- _What is being asked_: Find the string "styled" in the records. Copy every line it appears in.

- _Information given_:
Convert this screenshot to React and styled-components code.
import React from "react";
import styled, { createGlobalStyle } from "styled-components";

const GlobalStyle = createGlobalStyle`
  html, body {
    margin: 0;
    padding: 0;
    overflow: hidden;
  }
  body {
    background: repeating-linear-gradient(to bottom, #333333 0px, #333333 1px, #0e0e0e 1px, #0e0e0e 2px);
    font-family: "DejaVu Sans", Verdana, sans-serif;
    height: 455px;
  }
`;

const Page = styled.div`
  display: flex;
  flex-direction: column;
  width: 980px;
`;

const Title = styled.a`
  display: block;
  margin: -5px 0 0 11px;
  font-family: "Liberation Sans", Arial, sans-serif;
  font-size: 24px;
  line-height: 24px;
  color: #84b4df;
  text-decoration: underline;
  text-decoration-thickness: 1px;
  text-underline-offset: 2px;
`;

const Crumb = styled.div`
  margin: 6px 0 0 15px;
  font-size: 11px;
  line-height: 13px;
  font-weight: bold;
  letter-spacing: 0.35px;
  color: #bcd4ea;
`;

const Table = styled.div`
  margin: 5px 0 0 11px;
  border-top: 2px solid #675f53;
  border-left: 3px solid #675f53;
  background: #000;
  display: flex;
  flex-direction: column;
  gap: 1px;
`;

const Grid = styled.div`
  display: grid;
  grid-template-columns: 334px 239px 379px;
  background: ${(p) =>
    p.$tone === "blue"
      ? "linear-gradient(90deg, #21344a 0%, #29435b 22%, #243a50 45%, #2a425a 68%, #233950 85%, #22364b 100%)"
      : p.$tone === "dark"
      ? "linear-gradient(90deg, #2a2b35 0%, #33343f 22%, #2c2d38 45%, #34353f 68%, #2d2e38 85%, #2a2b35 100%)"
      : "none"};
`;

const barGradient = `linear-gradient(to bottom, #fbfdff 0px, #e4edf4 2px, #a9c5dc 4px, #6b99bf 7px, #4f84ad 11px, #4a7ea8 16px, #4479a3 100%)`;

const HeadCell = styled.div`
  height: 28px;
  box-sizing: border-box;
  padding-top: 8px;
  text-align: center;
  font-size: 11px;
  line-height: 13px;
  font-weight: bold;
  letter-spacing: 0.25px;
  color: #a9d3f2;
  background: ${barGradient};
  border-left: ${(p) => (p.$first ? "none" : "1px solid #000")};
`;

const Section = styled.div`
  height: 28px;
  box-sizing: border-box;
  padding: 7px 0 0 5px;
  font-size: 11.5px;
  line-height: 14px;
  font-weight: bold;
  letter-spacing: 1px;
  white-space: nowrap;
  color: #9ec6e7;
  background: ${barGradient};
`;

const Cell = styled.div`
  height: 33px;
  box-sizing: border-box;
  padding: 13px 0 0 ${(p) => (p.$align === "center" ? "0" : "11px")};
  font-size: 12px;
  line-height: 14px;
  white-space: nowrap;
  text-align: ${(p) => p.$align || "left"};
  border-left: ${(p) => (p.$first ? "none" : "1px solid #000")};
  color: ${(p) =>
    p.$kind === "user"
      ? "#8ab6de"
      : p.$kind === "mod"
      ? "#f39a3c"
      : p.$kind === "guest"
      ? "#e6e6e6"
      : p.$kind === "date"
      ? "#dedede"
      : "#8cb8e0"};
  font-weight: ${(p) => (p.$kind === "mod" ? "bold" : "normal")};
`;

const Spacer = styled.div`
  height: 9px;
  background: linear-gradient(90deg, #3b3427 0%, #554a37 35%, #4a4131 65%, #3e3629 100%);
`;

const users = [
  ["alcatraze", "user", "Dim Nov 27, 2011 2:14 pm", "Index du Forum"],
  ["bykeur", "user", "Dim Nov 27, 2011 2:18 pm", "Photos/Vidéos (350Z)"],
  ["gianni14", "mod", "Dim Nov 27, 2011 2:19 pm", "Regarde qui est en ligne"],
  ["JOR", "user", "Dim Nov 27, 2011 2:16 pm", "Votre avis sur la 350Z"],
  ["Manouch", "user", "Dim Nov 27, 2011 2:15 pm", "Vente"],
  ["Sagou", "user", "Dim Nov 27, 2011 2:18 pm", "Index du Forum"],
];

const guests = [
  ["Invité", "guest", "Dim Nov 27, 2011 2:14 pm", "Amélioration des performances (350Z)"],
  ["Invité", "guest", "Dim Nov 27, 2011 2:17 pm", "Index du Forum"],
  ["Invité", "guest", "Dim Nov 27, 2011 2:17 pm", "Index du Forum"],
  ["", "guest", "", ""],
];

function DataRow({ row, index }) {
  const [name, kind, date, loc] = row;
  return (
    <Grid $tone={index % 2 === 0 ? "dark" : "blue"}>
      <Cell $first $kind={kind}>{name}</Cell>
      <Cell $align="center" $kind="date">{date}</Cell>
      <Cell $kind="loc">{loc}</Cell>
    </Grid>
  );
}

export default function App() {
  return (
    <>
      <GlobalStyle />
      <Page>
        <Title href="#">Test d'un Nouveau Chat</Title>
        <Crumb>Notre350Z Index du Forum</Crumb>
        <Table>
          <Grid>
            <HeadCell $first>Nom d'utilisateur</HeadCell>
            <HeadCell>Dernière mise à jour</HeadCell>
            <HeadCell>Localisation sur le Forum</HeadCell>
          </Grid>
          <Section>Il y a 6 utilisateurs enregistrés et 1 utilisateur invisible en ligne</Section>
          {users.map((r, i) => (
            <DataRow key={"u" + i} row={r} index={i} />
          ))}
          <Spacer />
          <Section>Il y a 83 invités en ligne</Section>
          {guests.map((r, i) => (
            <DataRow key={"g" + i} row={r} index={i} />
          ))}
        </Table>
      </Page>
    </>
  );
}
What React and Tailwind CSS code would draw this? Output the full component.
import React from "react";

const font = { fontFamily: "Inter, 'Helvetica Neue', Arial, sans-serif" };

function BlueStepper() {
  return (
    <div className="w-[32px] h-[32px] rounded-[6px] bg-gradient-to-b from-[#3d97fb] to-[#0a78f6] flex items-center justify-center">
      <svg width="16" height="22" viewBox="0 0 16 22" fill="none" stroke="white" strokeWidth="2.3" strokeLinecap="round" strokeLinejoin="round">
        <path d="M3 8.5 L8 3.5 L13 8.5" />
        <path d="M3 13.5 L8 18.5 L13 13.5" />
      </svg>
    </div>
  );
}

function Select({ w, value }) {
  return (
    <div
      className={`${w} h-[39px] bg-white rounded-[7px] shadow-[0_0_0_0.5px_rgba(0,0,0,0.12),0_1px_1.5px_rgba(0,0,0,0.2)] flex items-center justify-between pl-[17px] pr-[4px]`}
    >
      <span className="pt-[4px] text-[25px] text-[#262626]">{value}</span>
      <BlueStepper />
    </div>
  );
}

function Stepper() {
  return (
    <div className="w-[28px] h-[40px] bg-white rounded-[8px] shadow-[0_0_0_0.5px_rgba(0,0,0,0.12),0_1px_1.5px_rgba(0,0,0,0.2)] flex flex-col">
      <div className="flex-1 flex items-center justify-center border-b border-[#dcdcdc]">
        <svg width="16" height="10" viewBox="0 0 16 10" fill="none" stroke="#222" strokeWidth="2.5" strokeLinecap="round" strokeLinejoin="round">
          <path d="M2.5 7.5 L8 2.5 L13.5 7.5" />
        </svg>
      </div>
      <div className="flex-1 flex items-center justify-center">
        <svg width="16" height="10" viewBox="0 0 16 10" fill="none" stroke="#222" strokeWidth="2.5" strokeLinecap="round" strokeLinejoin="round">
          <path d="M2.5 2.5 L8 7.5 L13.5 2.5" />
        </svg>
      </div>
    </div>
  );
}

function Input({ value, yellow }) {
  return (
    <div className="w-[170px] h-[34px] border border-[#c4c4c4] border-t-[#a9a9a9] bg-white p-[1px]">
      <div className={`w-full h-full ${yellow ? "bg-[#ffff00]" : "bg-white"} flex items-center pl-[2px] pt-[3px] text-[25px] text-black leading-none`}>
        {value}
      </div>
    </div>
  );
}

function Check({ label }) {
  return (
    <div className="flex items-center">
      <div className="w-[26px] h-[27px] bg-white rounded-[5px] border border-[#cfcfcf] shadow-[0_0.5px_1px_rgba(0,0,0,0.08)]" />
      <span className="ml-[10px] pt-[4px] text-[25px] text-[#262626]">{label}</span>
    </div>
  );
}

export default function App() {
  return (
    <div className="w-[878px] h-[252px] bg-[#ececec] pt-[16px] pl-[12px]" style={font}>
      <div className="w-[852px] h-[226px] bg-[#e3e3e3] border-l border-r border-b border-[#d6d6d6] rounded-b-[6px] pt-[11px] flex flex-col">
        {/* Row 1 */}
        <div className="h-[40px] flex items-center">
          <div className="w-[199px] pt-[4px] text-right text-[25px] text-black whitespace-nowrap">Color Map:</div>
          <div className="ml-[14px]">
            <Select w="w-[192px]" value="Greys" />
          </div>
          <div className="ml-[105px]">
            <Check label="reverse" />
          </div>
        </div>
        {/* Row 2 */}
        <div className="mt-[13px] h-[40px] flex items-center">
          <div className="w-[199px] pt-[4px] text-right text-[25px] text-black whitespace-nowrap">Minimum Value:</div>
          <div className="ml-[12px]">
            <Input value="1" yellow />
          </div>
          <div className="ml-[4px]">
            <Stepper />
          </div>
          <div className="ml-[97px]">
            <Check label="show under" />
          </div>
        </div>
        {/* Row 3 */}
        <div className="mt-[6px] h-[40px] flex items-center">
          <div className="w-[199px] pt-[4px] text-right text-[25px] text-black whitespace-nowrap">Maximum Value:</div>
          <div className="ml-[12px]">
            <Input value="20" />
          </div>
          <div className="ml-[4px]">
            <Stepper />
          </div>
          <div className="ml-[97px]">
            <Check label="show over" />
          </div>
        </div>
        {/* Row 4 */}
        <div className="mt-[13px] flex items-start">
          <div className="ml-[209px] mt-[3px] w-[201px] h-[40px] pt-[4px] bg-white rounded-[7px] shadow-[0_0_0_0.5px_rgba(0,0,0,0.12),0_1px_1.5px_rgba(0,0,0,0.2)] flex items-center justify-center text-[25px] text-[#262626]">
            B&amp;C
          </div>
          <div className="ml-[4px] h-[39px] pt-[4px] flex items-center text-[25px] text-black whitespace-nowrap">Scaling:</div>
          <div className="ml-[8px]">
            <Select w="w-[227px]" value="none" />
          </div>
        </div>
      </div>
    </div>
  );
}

- _Exercise answer_:
Convert this screenshot to React and styled-components code.
import styled, { createGlobalStyle } from "styled-components";
const Page = styled.div`
const Title = styled.a`
const Crumb = styled.div`
const Table = styled.div`
const Grid = styled.div`
const HeadCell = styled.div`
const Section = styled.div`
const Cell = styled.div`
const Spacer = styled.div`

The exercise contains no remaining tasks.